Data shown:
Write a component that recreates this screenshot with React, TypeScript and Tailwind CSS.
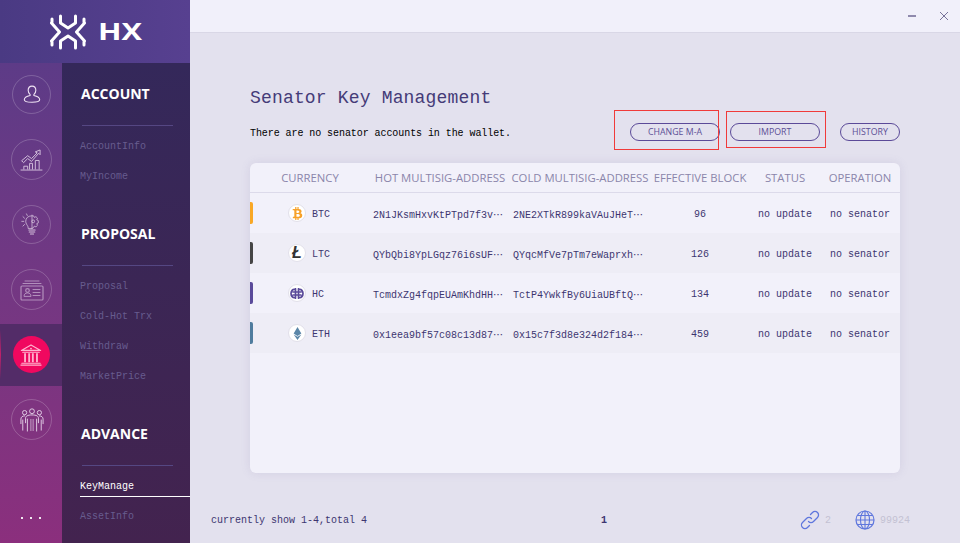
import type { ReactNode } from 'react'
import { FaBtc, FaEthereum } from 'react-icons/fa'

const mono = "font-['Liberation_Mono',monospace]"
const sans = "font-['Open_Sans',sans-serif]"

const GRID = 'grid grid-cols-[120px_140px_140px_100px_70px_80px]'

const NAV = [
  { title: 'ACCOUNT', items: ['AccountInfo', 'MyIncome'] },
  { title: 'PROPOSAL', items: ['Proposal', 'Cold-Hot Trx', 'Withdraw', 'MarketPrice'] },
  { title: 'ADVANCE', items: ['KeyManage', 'AssetInfo'] },
]

const HEADERS = ['CURRENCY', 'HOT MULTISIG-ADDRESS', 'COLD MULTISIG-ADDRESS', 'EFFECTIVE BLOCK', 'STATUS', 'OPERATION']

const ROWS = [
  { coin: 'BTC', bar: 'bg-[#f9a825]', hot: '2N1JKsmHxvKtPTpd7f3v', cold: '2NE2XTkR899kaVAuJHeT', block: 96 },
  { coin: 'LTC', bar: 'bg-[#454545]', hot: 'QYbQbi8YpLGqz76i6sUF', cold: 'QYqcMfVe7pTm7eWaprxh', block: 126 },
  { coin: 'HC', bar: 'bg-[#5a4a9a]', hot: 'TcmdxZg4fqpEUAmKhdHH', cold: 'TctP4YwkfBy6UiaUBftQ', block: 134 },
  { coin: 'ETH', bar: 'bg-[#4f7c9e]', hot: '0x1eea9bf57c08c13d87', cold: '0x15c7f3d8e324d2f184', block: 459 },
]

function Line({ d, w = 1 }: { d: string; w?: number }) {
  return <path d={d} fill="none" stroke="currentColor" strokeWidth={w} strokeLinecap="round" strokeLinejoin="round" />
}

function PersonIcon() {
  return (
    <svg width="20" height="22" viewBox="0 0 26 28">
      <Line w={1.400} d="M13 2.500c3 0 5 2.300 5 5.400 0 2.600-1.200 4.400-2.600 5.600v1.200c2.600.5 7.600 1.600 7.600 5.600 0 2.400-3.400 3.200-10 3.200s-10-.8-10-3.200c0-4 5-5.100 7.600-5.600v-1.200C9.200 12.300 8 10.500 8 7.900c0-3.100 2-5.400 5-5.400z" />
    </svg>
  )
}

function ChartIcon() {
  return (
    <svg width="23" height="22" viewBox="0 0 24 23" className="opacity-80">
      <Line d="M1 22h22" />
      <Line d="M4 21v-3h4v3M10 21v-6h3v6M16 21v-9h4v9" />
      <Line d="M2 12l6-5 4 3 6-6-2-1 5-2v5l-1.500-1.500L12 13l-4-3-4 4z" />
    </svg>
  )
}

function BulbIcon() {
  return (
    <svg width="22" height="25" viewBox="0 0 28 30" className="opacity-80">
      <Line d="M13 4c-4 0-7 3-7 7 0 3 2 4.500 3 7v2h5" />
      <Line d="M14 3v17" />
      <Line d="M14 4l2 0 1 2 2-1 2 2-1 2 2 1v3l-2 1 1 2-2 2-2-1-1 2-2 1" />
      <circle cx="15.500" cy="11" r="1.800" fill="none" stroke="currentColor" strokeWidth="1" />
      <Line d="M10 22h8M10.500 24.500h7M12 27h4" w={1.400} />
      <Line d="M1 11h2.500M2.500 5l2 2M2.500 17l2-2M7 1.500l1 2" />
    </svg>
  )
}

function CardIcon() {
  return (
    <svg width="24" height="22" viewBox="0 0 24 22" className="opacity-50">
      <Line d="M5 2h14M3 4.500h18" />
      <rect x="1" y="7" width="22" height="14" rx="1" fill="none" stroke="currentColor" strokeWidth="1.200" />
      <circle cx="7.500" cy="11.500" r="1.800" fill="none" stroke="currentColor" strokeWidth="1.200" />
      <Line d="M4 17c0-2 1.500-3 3.500-3s3.500 1 3.500 3zM13 10.500h7M13 13.500h7M13 16.500h7" />
    </svg>
  )
}

function BankIcon() {
  return (
    <svg width="22" height="24" viewBox="0 0 24 24" className="text-[#ffb3ce]">
      <Line d="M12 1L1.500 7h21zM3 9h18M2 21h20M1 23h22" w={1.300} />
      <circle cx="12" cy="5" r="1" fill="currentColor" />
      <path d="M4.500 10h2v10h-2zM9 10h2v10H9zM13 10h2v10h-2zM17.500 10h2v10h-2z" fill="currentColor" />
    </svg>
  )
}

function TeamIcon() {
  return (
    <svg width="24" height="26" viewBox="0 0 26 26" className="opacity-90">
      <circle cx="5" cy="5" r="2.300" fill="none" stroke="currentColor" strokeWidth="1" />
      <circle cx="13" cy="3.500" r="2.600" fill="none" stroke="currentColor" strokeWidth="1" />
      <circle cx="21" cy="5" r="2.300" fill="none" stroke="currentColor" strokeWidth="1" />
      <Line d="M1 17v-5c0-2 1.500-3.500 4-3.500M25 17v-5c0-2-1.500-3.500-4-3.500M3 13v11M23 13v11" />
      <Line d="M6 16v-5c0-2 2-3.500 7-3.500s7 1.500 7 3.500v5M8 12v13M18 12v13" />
      <path d="M11 12h1.500v13H11zM13.500 12H15v13h-1.500z" fill="currentColor" opacity="0.500" />
    </svg>
  )
}

function NavCircle({ children, size = 'h-[39px] w-[39px]' }: { children: ReactNode; size?: string }) {
  return (
    <div className="flex h-[65px] items-center justify-center">
      <div className={`ml-px flex items-center justify-center rounded-full border border-white/20 text-[#f0e4f4] ${size}`}>{children}</div>
    </div>
  )
}

function ActiveCircle({ children }: { children: ReactNode }) {
  return (
    <div className="relative flex h-[65px] items-center">
      <div className="flex h-[62px] w-full items-center justify-center bg-[#532c68]">
        <div className="flex h-[37px] w-[37px] items-center justify-center rounded-full bg-[#f0085f]">{children}</div>
      </div>
      <div className="absolute left-0 top-[8px] h-[49px] w-px bg-linear-to-b from-transparent via-[#c0206a] to-transparent" />
    </div>
  )
}

function HcIcon() {
  return (
    <svg width="14" height="11" viewBox="0 0 14 11" className="text-[#5a4a9a]">
      <Line w={1.700} d="M5 1.500C2.500 1 1 3 1 5.500S2.500 10 5 9.500M9 1.500C11.500 1 13 3 13 5.500S11.500 10 9 9.500M5.500 .8v9.400M8.500 .8v9.400M3 4h8M3 7h8" />
    </svg>
  )
}

function CoinIcon({ coin }: { coin: string }) {
  return (
    <div className="flex h-[18px] w-[18px] shrink-0 items-center justify-center rounded-full border border-[#e2e0ea] bg-white">
      {coin === 'BTC' && <FaBtc className="text-[13px] text-[#f7a128]" />}
      {coin === 'LTC' && <span className="font-['Liberation_Sans',sans-serif] text-[16px] font-bold italic leading-none text-[#333]">Ł</span>}
      {coin === 'HC' && <HcIcon />}
      {coin === 'ETH' && <FaEthereum className="text-[13px] text-[#5b86a8]" />}
    </div>
  )
}

function PillButton({ label, w, children }: { label: string; w: string; children?: ReactNode }) {
  return (
    <div className={`relative ${w}`}>
      <button className={`flex h-[18px] w-full items-center justify-center rounded-full border border-[#5b4a98] pt-[2px] text-[8.800px] text-[#5b4f96] ${sans}`}>
        {label}
      </button>
      {children}
    </div>
  )
}

function Dots() {
  return <span className="h-[2px] w-[2px] bg-white/90" />
}

function Ellipsis() {
  return <span className="inline-block translate-y-[1px] font-['Noto_Sans_CJK_SC',sans-serif]">⋯</span>
}

export default function App() {
  return (
    <div className="flex h-[543px] w-[960px] overflow-hidden bg-[#e3e1ee]">
      {/* Sidebar */}
      <div className="flex w-[190px] shrink-0 flex-col">
        <div className="flex h-[63px] shrink-0 items-center bg-linear-to-r from-[#4a3a83] to-[#574090] pl-[50px]">
          <svg width="94" height="36" viewBox="0 0 94 36" className="text-white">
            <Line w={3} d="M10.500 2v7l7.500 5 7.500-5V2" />
            <Line w={3} d="M10.500 34v-7l7.500-5 7.500 5v7" />
            <Line w={3} d="M1.500 9l8 9-8 9M34.500 9l-8 9 8 9" />
            <Line w={3} d="M2 5v3M34 5v3M2 28v3M34 28v3" />
            <text x="48" y="26" textLength="44" lengthAdjust="spacingAndGlyphs" fill="currentColor" fontFamily="Open Sans" fontWeight="700" fontSize="24">HX</text>
          </svg>
        </div>
        <div className="flex flex-1">
          <div className="flex w-[62px] shrink-0 flex-col bg-linear-to-b from-[#5d3b87] to-[#8b2f7d]">
            <div className="-mt-px">
              <NavCircle><PersonIcon /></NavCircle>
              <NavCircle size="h-[41px] w-[41px]"><ChartIcon /></NavCircle>
              <NavCircle><BulbIcon /></NavCircle>
              <NavCircle size="h-[41px] w-[41px]"><CardIcon /></NavCircle>
              <ActiveCircle><BankIcon /></ActiveCircle>
              <NavCircle size="h-[41px] w-[41px]"><TeamIcon /></NavCircle>
            </div>
            <div className="mt-[65px] flex justify-center gap-[7px] pr-px">
              <Dots />
              <Dots />
              <Dots />
            </div>
          </div>
          <div className="flex-1 bg-linear-to-b from-[#34285a] to-[#43234f]">
            {NAV.map((section) => (
              <div key={section.title} className="mb-[13px]">
                <div className="ml-[20px] mr-[17px] flex h-[63px] items-center border-b border-[#554783] pb-[2px]">
                  <span className={`-ml-px text-[14px] font-bold text-white ${sans}`}>{section.title}</span>
                </div>
                <div className={`mt-[4px] pl-[18px] text-[10px] ${mono}`}>
                  {section.items.map((item) =>
                    item === 'KeyManage' ? (
                      <div key={item} className="mb-[3px] flex h-[27px] items-center border-b border-white pt-[6px] text-white">{item}</div>
                    ) : (
                      <div key={item} className="flex h-[30px] items-center pt-[2px] text-[#675c8e]">{item}</div>
                    )
                  )}
                </div>
              </div>
            ))}
          </div>
        </div>
      </div>

      {/* Main */}
      <div className="flex flex-1 flex-col">
        <div className="flex h-[33px] shrink-0 items-center justify-end gap-[24px] border-b border-[#d9d7e6] bg-[#f1f0fa] pr-[12px]">
          <svg width="8" height="8" viewBox="0 0 8 8" className="text-[#2e2560]"><path d="M0 4h8" stroke="currentColor" strokeWidth="1" /></svg>
          <svg width="8" height="8" viewBox="0 0 8 8" className="text-[#77729a]"><path d="M0 0l8 8M8 0l-8 8" stroke="currentColor" strokeWidth="1" /></svg>
        </div>

        <div className="px-[60px]">
          <h1 className={`mt-[53px] h-[24px] text-[18px] leading-[24px] tracking-[0.17px] text-[#453b78] ${mono}`}>Senator Key Management</h1>
          <div className="mt-[13px] flex h-[18px] items-center">
            <p className={`pt-[2px] text-[10px] tracking-[-0.07px] text-black ${mono}`}>There are no senator accounts in the wallet.</p>
            <div className="ml-auto flex gap-[10px]">
              <PillButton label="CHANGE M-A" w="w-[90px]">
                <div className="absolute -bottom-[9px] -left-[16px] -top-[13px] right-px border border-[#f03a3a]" />
              </PillButton>
              <PillButton label="IMPORT" w="w-[90px]">
                <div className="absolute -bottom-[7px] -left-[4px] -right-[6px] -top-[12px] border border-[#f03a3a]" />
              </PillButton>
              <div className="ml-[10px]"><PillButton label="HISTORY" w="w-[60px]" /></div>
            </div>
          </div>

          <div className="mt-[22px] h-[310px] overflow-hidden rounded-[6px] bg-[#f2f1fa] shadow-[0_0_10px_rgba(120,110,170,0.15)]">
            <div className={`${GRID} h-[30px] items-center border-b border-[#dcdaea] pt-[2px] text-center text-[11.300px] text-[#8a85aa] ${sans}`}>
              {HEADERS.map((h) => <div key={h} className="whitespace-nowrap">{h}</div>)}
            </div>
            {ROWS.map((row, i) => (
              <div key={row.coin} className={`${GRID} h-[40px] items-center text-[10px] text-[#3d3670] ${mono} ${i % 2 ? 'bg-[#eeedf6]' : ''}`}>
                <div className="flex items-center">
                  <div className={`h-[22px] w-[3px] rounded-r-[2px] ${row.bar}`} />
                  <div className="ml-[35px]"><CoinIcon coin={row.coin} /></div>
                  <span className="ml-[6px] pt-[2px]">{row.coin}</span>
                </div>
                <div className="whitespace-nowrap pl-[3px] pt-[2px]">{row.hot}<Ellipsis /></div>
                <div className="whitespace-nowrap pl-[3px] pt-[2px]">{row.cold}<Ellipsis /></div>
                <div className="pt-[2px] text-center">{row.block}</div>
                <div className="pt-[2px] text-center">no update</div>
                <div className="pt-[2px] text-center">no senator</div>
              </div>
            ))}
          </div>
        </div>

        <div className="mt-[37px] flex h-[20px] items-center pl-[21px] pr-[50px]">
          <span className={`w-[390px] text-[10px] text-[#3d3670] ${mono}`}>currently show 1-4,total 4</span>
          <span className={`text-[10px] font-bold text-[#3d3670] ${mono}`}>1</span>
          <div className={`ml-auto flex items-center text-[10px] text-[#c3c1d3] ${mono}`}>
            <svg width="20" height="20" viewBox="0 0 20 20" className="text-[#5f77dd]">
              <Line w={1.300} d="M8.500 11.500a3.500 3.500 0 0 0 5 0l4-4a3.500 3.500 0 0 0-5-5l-2 2" />
              <Line w={1.300} d="M11.500 8.500a3.500 3.500 0 0 0-5 0l-4 4a3.500 3.500 0 0 0 5 5l2-2" />
            </svg>
            <span className="ml-[5px]">2</span>
            <svg width="20" height="20" viewBox="0 0 20 20" className="ml-[24px] text-[#5f77dd]">
              <circle cx="10" cy="10" r="9" fill="none" stroke="currentColor" strokeWidth="1.200" />
              <ellipse cx="10" cy="10" rx="4.500" ry="9" fill="none" stroke="currentColor" strokeWidth="1.100" />
              <path d="M10 1v18M1 10h18M2.500 5.500h15M2.500 14.500h15" stroke="currentColor" strokeWidth="1.100" />
            </svg>
            <span className="ml-[5px]">99924</span>
          </div>
        </div>
      </div>
    </div>
  )
}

Direction: Repeat only what lies between the start of the data and the end of the line containing "const GRID = 'grid", exactly, with pictures left out.

Response to this task:
Write a component that recreates this screenshot with React, TypeScript and Tailwind CSS.
import type { ReactNode } from 'react'
import { FaBtc, FaEthereum } from 'react-icons/fa'

const mono = "font-['Liberation_Mono',monospace]"
const sans = "font-['Open_Sans',sans-serif]"

const GRID = 'grid grid-cols-[120px_140px_140px_100px_70px_80px]'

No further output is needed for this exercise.